You forgot to include this...
“According to a recently released report from Crestmont Research, the rolling 20-year returns for the S&P 500 between 1919 and 2020 have never been negative. In fact, only two ending years (1948 and 1949) out of the 102 end years examined produced average annual total returns (including dividends) of less than 5%. In short, if you bought an S&P 500 tracking index at any point, you made money as long as you held on for at least 20 years.
As long as you have a long-term mindset, you’ll be ready when the next stock market crash arrives.”
This type of news could be another tactic Hedge Funds are using to recoup some of their losses after shorting meme stocks like GME and AMC. Billions have been lost as retail traders rally against HF. There are also allegations that HF are trading fake shares and the way to cover up such illegal activities would be to deflate meme stocks using a crash as a scare tactic.
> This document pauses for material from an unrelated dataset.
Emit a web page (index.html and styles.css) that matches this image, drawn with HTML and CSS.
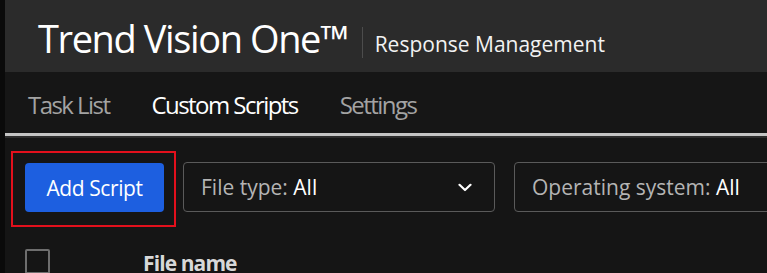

The big problem is that you can’t just keep your money in a mattress… unless you don’t have much.
Here’s the 6th reason:
Passive population
It will be blamed on Trump, of course. Not on the bumbling old fool who is controlled by marxists who avoid showing their faces.
Regards,
A lot of us have been there and learned that hard lesson.
The real shame of investing is that it is almost formulary but we almost all learn the same hard lessons alone. I have envied people I have known who had parents who taught them how the process is done. I have acquaintances who are sophisticated investors but also play the market and do well. They may not have learned how from their parents but they were inspired and made confident by their parents doing the same thing.
My parents were children of the Depression, grew up dirt poor and never owned a stock in their lives. The only investments they had were in their giverment retirement and a savings account at the credit union. For all their lives they lived with the thought that they could be hungry again. They taught me a lot of other great things though.
I think I have learned and taught my children, you save for cars, houses and such. You invest for your future and maybe even legacy. It is like owining a farm. You intend to hold on to it and keep making improvements to it your whole life and expect it to provide your livelihood.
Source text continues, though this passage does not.